Pepsi-stroika" began appearing as a pun on "
perestroika", the reform policy of the Soviet Union under
Mikhail Gorbachev. Critics viewed the policy as an attempt to usher in Western products in deals there with the old elites. Pepsi, as one of the first American products in the Soviet Union, became a symbol of that relationship and the Soviet policy.
[32] This was reflected in Russian author Victor Pelevin's book "
Generation P".
In 1989,
Billy Joel mentioned the rivalry between the two companies in the song "

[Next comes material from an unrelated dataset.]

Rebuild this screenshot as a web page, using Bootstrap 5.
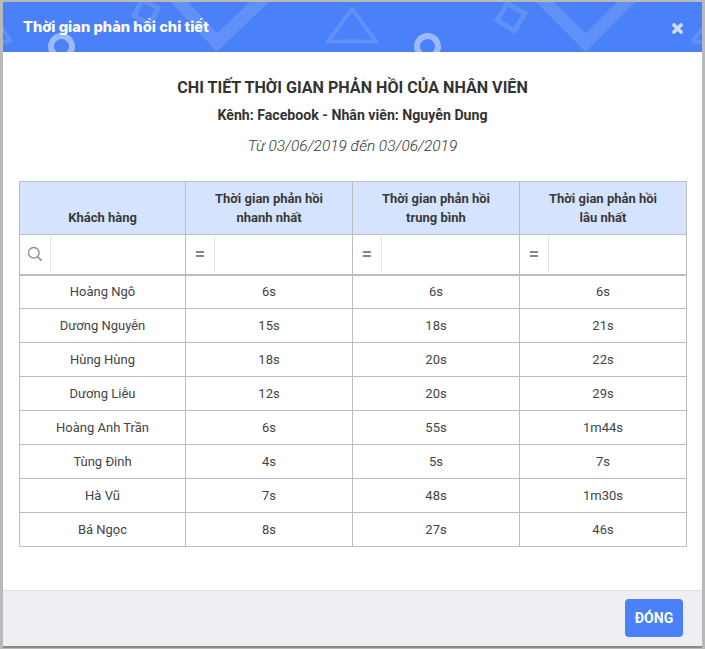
<!DOCTYPE html>
<html lang="vi"><head><meta charset="utf-8"><title>Thời gian phản hồi chi tiết</title>
<link href="https://cdn.jsdelivr.net/npm/bootstrap@5.3.0/dist/css/bootstrap.min.css" rel="stylesheet">
<style>
html,body{height:100%;margin:0;overflow:hidden}
body{background:#b9b9b9;font-family:Roboto,"Liberation Sans",sans-serif;color:#333;padding:2px 3px 3px 3px}
.dlg{height:644px;background:#fff;box-shadow:0 2px 0 #8a8a8a}
.dlg-head{height:50px;background:#4a80f8;position:relative;overflow:hidden;flex:none}
.dlg-head svg{position:absolute;left:0;top:0}
.dlg-title{position:relative;font-family:Inter,"Open Sans",sans-serif;font-weight:800;font-size:14.7px;color:#fff;padding:16px 0 0 20px;line-height:18px}
.dlg-x{position:absolute;right:19px;top:21px;line-height:0;width:11px;height:11px}
.dlg-body{padding:26px 16px 0;flex:1}
.t1{font-size:16.13px;font-weight:700;line-height:20px;color:#333}
.t2{font-size:14.15px;font-weight:700;line-height:18px;margin-top:8px;color:#333}
.t3{font-size:15.45px;font-style:italic;line-height:20px;margin-top:12px;color:#333;font-weight:300}
.tbl{width:667px;margin:25px 0 0;table-layout:fixed;border-collapse:collapse;font-size:13px}
.tbl th,.tbl td{border:1px solid #bdbdbd;text-align:center;padding:0;vertical-align:middle;color:#444}
.tbl thead tr.hrow th{background:#d6e3fd;height:53px;font-size:13px;font-weight:700;line-height:19px;vertical-align:bottom;padding-bottom:7px;color:#3a3a3a}
.tbl td.fcell{height:40px;border-bottom:2px solid #bdbdbd}
.fop{width:29px;flex:none;border-right:1px solid #e2e2e2;color:#858585;font-size:18px;font-weight:700;height:37px;line-height:1}
.fop-s{width:31px}
.tbl tbody td{height:34px}
.dlg-foot{height:56px;background:#eeeef3;border-top:1px solid #e0e0e0;padding:8px 19px 0 0;flex:none}
.btn-close-dlg{width:58px;height:38px;background:#4a80f8;color:#fff;font-size:14px;font-weight:700;border:0;border-radius:4px;padding:0}
</style></head>
<body>
<div class="dlg d-flex flex-column">
  <div class="dlg-head">
    <svg width="699" height="50" viewBox="0 0 699 50" fill="none" aria-hidden="true">
      <g stroke="#fff" stroke-opacity=".13">
        <path d="M-14 39.5 L6 39.5 M-6 18 L8 40" stroke-width="4"/>
        <path d="M168 -9 L214 40.5 L266 -9" stroke-width="13"/>
        <rect x="134" y="1" width="18" height="18" transform="rotate(27 143 10)" stroke-width="5"/>
        <path d="M325 39.5 L373 39.5 L349 7 Z" stroke-width="4"/>
        <rect x="498" y="5" width="20" height="20" transform="rotate(31 508 15)" stroke-width="5"/>
        <path d="M534 -8 L582.5 40.5 L631 -8" stroke-width="13"/>
        <path d="M689 39.5 L720 39.5 M689 39.5 L712 12" stroke-width="4"/>
      </g>
      <circle cx="58.5" cy="44.5" r="10.5" stroke="#fff" stroke-opacity=".45" stroke-width="6"/>
      <circle cx="424.5" cy="44.5" r="10.5" stroke="#fff" stroke-opacity=".45" stroke-width="6"/>
    </svg>
    <div class="dlg-title">Thời gian phản hồi chi tiết</div>
    <div class="dlg-x"><svg width="11" height="11" viewBox="0 0 11 11"><path d="M2 2 L9 9 M9 2 L2 9" stroke="#d2def9" stroke-width="3.6" stroke-linecap="round"/></svg></div>
  </div>
  <div class="dlg-body">
    <div class="text-center">
      <div class="t1">CHI TIẾT THỜI GIAN PHẢN HỒI CỦA NHÂN VIÊN</div>
      <div class="t2">Kênh: Facebook - Nhân viên: Nguyễn Dung</div>
      <div class="t3">Từ 03/06/2019 đến 03/06/2019</div>
    </div>
    <table class="tbl">
      <colgroup><col style="width:166px"><col style="width:167px"><col style="width:167px"><col style="width:167px"></colgroup>
      <thead>
        <tr class="hrow"><th>Khách hàng</th><th>Thời gian phản hồi<br>nhanh nhất</th><th>Thời gian phản hồi<br>trung bình</th><th>Thời gian phản hồi<br>lâu nhất</th></tr>
        <tr>
          <td class="fcell"><div class="d-flex align-items-center"><div class="fop fop-s d-flex align-items-center justify-content-center"><svg width="16" height="16" viewBox="0 0 16 16" fill="none" stroke="#8c8c8c" stroke-width="1.3"><circle cx="6.8" cy="6.8" r="5.3"/><path d="M10.7 10.7 L14.6 14.6" stroke-width="1.6"/></svg></div></div></td>
          <td class="fcell"><div class="d-flex align-items-center"><div class="fop d-flex align-items-center justify-content-center">=</div></div></td>
          <td class="fcell"><div class="d-flex align-items-center"><div class="fop d-flex align-items-center justify-content-center">=</div></div></td>
          <td class="fcell"><div class="d-flex align-items-center"><div class="fop d-flex align-items-center justify-content-center">=</div></div></td>
        </tr>
      </thead>
      <tbody>
        <tr><td>Hoàng Ngô</td><td>6s</td><td>6s</td><td>6s</td></tr>
        <tr><td>Dương Nguyễn</td><td>15s</td><td>18s</td><td>21s</td></tr>
        <tr><td>Hùng Hùng</td><td>18s</td><td>20s</td><td>22s</td></tr>
        <tr><td>Dương Liễu</td><td>12s</td><td>20s</td><td>29s</td></tr>
        <tr><td>Hoàng Anh Trần</td><td>6s</td><td>55s</td><td>1m44s</td></tr>
        <tr><td>Tùng Đinh</td><td>4s</td><td>5s</td><td>7s</td></tr>
        <tr><td>Hà Vũ</td><td>7s</td><td>48s</td><td>1m30s</td></tr>
        <tr><td>Bá Ngọc</td><td>8s</td><td>27s</td><td>46s</td></tr>
      </tbody>
    </table>
  </div>
  <div class="dlg-foot d-flex justify-content-end align-items-start">
    <button type="button" class="btn btn-close-dlg">ĐÓNG</button>
  </div>
</div>
<script src="https://cdn.jsdelivr.net/npm/bootstrap@5.3.0/dist/js/bootstrap.bundle.min.js"></script>
</body></html>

We Didn't Start The Fire". The line "Rock & Roller Cola Wars" refers to Pepsi and Coke's usage of various musicians in advertising campaigns. Coke used
Paula Abdul, while Pepsi used
Michael Jackson. Both companies then competed to get other musicians to advertise its beverages.
In 1992, following the
dissolution of the Soviet Union, Coca-Cola was introduced to the Russian market. As it came to be associated with the new system, and Pepsi to the old, Coca-Cola rapidly captured a significant market share that might otherwise have required years to achieve. By July 2005, Coca-Cola enjoyed a market share of 19.4 percent, followed by Pepsi with 13 percent.
[33]
Pepsi did not sell soft drinks in Israel until 1991. Many Israelis and some American Jewish organizations attributed Pepsi's previous reluctance to do battle to the Arab boycott. Pepsi, which has a large and lucrative business in the Arab world, denied that, saying that economic, rather than political, reasons kept it out of Israel.